:: Exercise brief ::
Collect all the lines that mention the word "styles".

======== Data shown

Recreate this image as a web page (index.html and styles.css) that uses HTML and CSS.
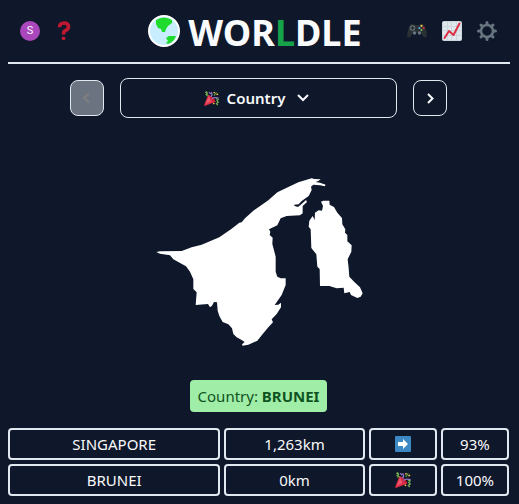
FILE: index.html
```html
<!DOCTYPE html>
<html lang="en">
<head>
<meta charset="utf-8">
<meta name="viewport" content="width=device-width, initial-scale=1">
<title>Worldle</title>
<link rel="stylesheet" href="styles.css">
</head>
<body>
<svg class="sprite" aria-hidden="true">
  <symbol id="party" viewBox="0 0 36 36">
    <path fill="#dd2e44" d="M10 9Q7 17 1 32Q-1 37 5 35L28 26Q24 15 10 9Z"/>
    <path fill="#ea596e" d="M12 11Q8 21 4 31L17 25Q12 18 12 11Z"/>
    <path fill="#be1931" d="M13 10Q24 14 27 25Q22 25 17 18Q13 12 13 10Z"/>
    <path fill="none" stroke="#77b255" stroke-width="3" d="M3 4L6 2L8 5L5 8L10 11M29 18L34 20L31 23L34 27L30 30L33 34"/>
    <path fill="none" stroke="#9179c4" stroke-width="3" d="M16 14Q22 9 17 3M19 19Q24 14 35 17M12 3L16 7"/>
    <path fill="none" stroke="#ffcc4d" stroke-width="3" d="M23 5L26 3M30 9L34 7M22 31L25 29"/>
    <path fill="none" stroke="#5c913b" stroke-width="3" d="M24 11L30 3M5 12L8 10"/>
  </symbol>
</svg>
<header class="topbar">
  <div class="tools">
    <button class="avatar" aria-label="Profile">S</button>
    <button class="tool" aria-label="Help">
      <svg viewBox="0 0 20 20" width="20" height="20"><path fill="none" stroke="#be1931" stroke-width="3.6" d="M5.500 6.300Q5.500 2 10 2Q14.500 2 14.500 5.800Q14.500 8.500 11.500 9.500Q9.500 10.300 9.500 13.500"/><circle cx="9.500" cy="17.300" r="1.900" fill="#be1931"/></svg>
    </button>
  </div>
  <h1 class="brand">
    <svg viewBox="0 0 32 32" width="32" height="32" aria-hidden="true"><circle cx="16" cy="16" r="15" fill="#c8edff" stroke="#fff" stroke-width="2"/><path fill="#1fdb2e" d="M8 5Q16 0 24 5L24 8L20 11L18 14L17 17L14 17L13 14L10 13L8 9ZM18 23L21 21L28 21Q26 27 20 29L18 28L20 26Z"/></svg>
    <span class="wordmark">WOR<span class="accent">L</span>DLE</span>
  </h1>
  <nav class="tools tools-end" aria-label="Game">
    <button class="tool" aria-label="Games">
      <svg viewBox="0 0 20 20" width="20" height="20"><path fill="#292f33" d="M3 4Q5 2 8 4H12Q15 2 17 4Q20 10 20 15Q18 18 16 15L14 12H6L4 15Q2 18 0 15Q0 10 3 4Z"/><circle cx="5.500" cy="7" r="2.800" fill="#66757f"/><path stroke="#292f33" stroke-width="1.300" d="M5.500 5V9M3.500 7H7.500"/><circle cx="7.500" cy="12" r="1.700" fill="#66757f"/><circle cx="12.500" cy="12" r="1.700" fill="#66757f"/><circle cx="14.500" cy="4.800" r="1.100" fill="#ffcc4d"/><circle cx="16.700" cy="7" r="1.100" fill="#dd2e44"/><circle cx="14.500" cy="9" r="1.100" fill="#77b255"/><circle cx="12.400" cy="7" r="1.100" fill="#55acee"/></svg>
    </button>
    <button class="tool" aria-label="Statistics">
      <svg viewBox="0 0 20 20" width="20" height="20"><rect width="20" height="20" rx="2" fill="#ccd6dd"/><path fill="#e1e8ed" d="M1 1H5V5H1ZM6 1H9V5H6ZM10 1H14V5H10ZM15 1H19V5H15ZM1 6H5V9H1ZM6 6H9V9H6ZM10 6H14V9H10ZM15 6H19V9H15ZM1 10H5V14H1ZM6 10H9V14H6ZM10 10H14V14H10ZM15 10H19V14H15ZM1 15H5V19H1ZM6 15H9V19H6ZM10 15H14V19H10ZM15 15H19V19H15Z"/><path fill="none" stroke="#dd2e44" stroke-width="2" stroke-linecap="round" stroke-linejoin="round" d="M2.500 17L7 10L11.500 14L17.500 2.500"/></svg>
    </button>
    <button class="tool" aria-label="Settings">
      <svg viewBox="0 0 20 20" width="20" height="20"><circle cx="10" cy="10" r="6" fill="none" stroke="#66757f" stroke-width="2.500"/><path stroke="#66757f" stroke-width="3" stroke-linecap="round" d="M10 1.500V3M10 17V18.500M1.500 10H3M17 10H18.500M4 4L5 5M15 15L16 16M16 4L15 5M5 15L4 16"/></svg>
    </button>
  </nav>
</header>
<main>
  <div class="rounds">
    <button class="step" aria-label="Previous round" disabled><svg viewBox="0 0 16 16" width="16" height="16"><path class="line" d="M10 3.500L5 8L10 12.500"/></svg></button>
    <button class="picker"><svg width="15" height="15" aria-hidden="true"><use href="#party"/></svg><span>Country</span><svg class="caret" viewBox="0 0 12 12" width="12" height="12" aria-hidden="true"><path class="line" d="M1 3L6 8L11 3"/></svg></button>
    <button class="step" aria-label="Next round"><svg viewBox="0 0 16 16" width="16" height="16"><path class="line" d="M6 4L10.500 8.500L6 13"/></svg></button>
  </div>
  <figure class="map">
    <svg viewBox="0 0 654 540" role="img" aria-label="Country outline"><path d="M19 246L30 244L95 243L125 232L155 224L208 202L245 176L268 158L275 157L285 145L310 122L355 91L382 67L445 37L485 25L493 27L512 28L505 33L497 36L510 38L527 44L524 49L510 46L490 44L483 50L485 60L476 78L455 93L446 103L432 104L434 108L444 111L455 102L468 90L471 96L458 108L458 130L450 136L410 138L392 145L382 166L357 178L361 185L359 195L368 203L367 222L377 260L377 305L382 320L392 325L407 325L407 345L395 375L374 405L385 404L393 398L393 412L380 432L365 448L369 457L355 472L340 490L322 512L295 524L278 527L276 523L284 516L275 510L260 502L250 492L246 475L235 463L218 456L208 438L203 422L201 397L192 396L186 407L180 412L174 402L137 405L140 367L130 357L130 328L120 305L108 289L70 268L60 256L30 251ZM513 95L520 92L538 92L539 104L552 111L562 128L576 144L577 163L586 178L585 188L592 195L592 214L605 226L604 245L593 268L596 295L598 320L613 336L630 352L638 370L632 380L622 384L603 375L599 366L583 370L581 353L560 355L538 348L510 348L509 297L502 290L499 253L484 234L482 178L476 170L478 152L488 138L494 150L495 128L506 121L516 122L519 108Z"/></svg>
  </figure>
  <p class="answer">Country: <strong>BRUNEI</strong></p>
  <table class="guesses" aria-label="Guesses">
    <tbody>
      <tr><td>SINGAPORE</td><td>1,263km</td><td><svg viewBox="0 0 16 16" width="16" height="16" role="img" aria-label="East"><rect width="16" height="16" rx="1" fill="#3b88c3"/><path fill="#fff" d="M3 6H8V3L13 8L8 13V10H3Z"/></svg></td><td>93%</td></tr>
      <tr><td>BRUNEI</td><td>0km</td><td><svg width="16" height="16" role="img" aria-label="Correct"><use href="#party"/></svg></td><td>100%</td></tr>
    </tbody>
  </table>
</main>
</body>
</html>
```

FILE: styles.css
```css
* { box-sizing: border-box; }

body {
  margin: 0;
  padding: 0 9px 0 8px;
  background: #0f172a;
  color: #f8fafc;
  font: 16px/24px "Noto Sans", "Open Sans", sans-serif;
}

main { padding-right: 1px; }

button {
  padding: 0;
  border: 0;
  background: none;
  color: inherit;
  font: inherit;
  cursor: pointer;
}

svg { display: block; }
.sprite { position: absolute; width: 0; height: 0; }
.line { fill: none; stroke: currentColor; stroke-width: 2; }

.topbar {
  display: grid;
  grid-template-columns: 1fr auto 1fr;
  align-items: center;
  height: 64px;
  border-bottom: 2px solid #e2e8f0;
}

.tools { display: flex; align-items: center; gap: 14px; padding: 0 12px; }
.tools-end { justify-content: flex-end; gap: 15px; padding-right: 13px; }

.avatar {
  width: 20px;
  height: 20px;
  border-radius: 50%;
  background: #ab47bc;
  font: 11px/20px Roboto, sans-serif;
}

.brand {
  display: flex;
  align-items: center;
  gap: 8px;
  margin: 0;
  padding-right: 8px;
  font-size: 36px;
  line-height: 40px;
  font-weight: 700;
}

.wordmark { padding-top: 4px; }
.accent { color: #16a34a; }

.rounds {
  display: flex;
  justify-content: center;
  align-items: center;
  gap: 16px;
  margin-top: 14px;
  padding: 0 62px;
}

.step, .picker {
  display: flex;
  align-items: center;
  justify-content: center;
  border: 1px solid #e2e8f0;
  border-radius: 8px;
}

.step { flex: none; width: 34px; height: 36px; }
.step:disabled { background: #6b7280; color: #808080; }
.picker { flex: 1; height: 40px; gap: 8px; font-weight: 600; font-size: 15px; }
.caret { margin-left: 4px; }
.picker { padding-right: 4px; }

.map { width: 218px; max-width: 100%; margin: 52px auto 30px; }
.map path { fill: #fff; }

.answer {
  width: fit-content;
  margin: 0 auto 16px;
  padding: 4px 8px;
  border-radius: 4px;
  background: #a0eda8;
  color: #0f5420;
  font-size: 15px;
}

.guesses { display: block; }
.guesses tbody { display: grid; gap: 4px; }
.guesses tr { display: grid; grid-template-columns: repeat(7, 1fr); gap: 4px; }
.guesses td {
  display: flex;
  align-items: center;
  justify-content: center;
  height: 32px;
  padding: 0;
  border: 2px solid #e2e8f0;
  border-radius: 4px;
  font-size: 15px;
}
.guesses td:nth-child(1) { grid-column: span 3; }
.guesses td:nth-child(2) { grid-column: span 2; }
```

================

:: Expected answer ::
Recreate this image as a web page (index.html and styles.css) that uses HTML and CSS.
<link rel="stylesheet" href="styles.css">
FILE: styles.css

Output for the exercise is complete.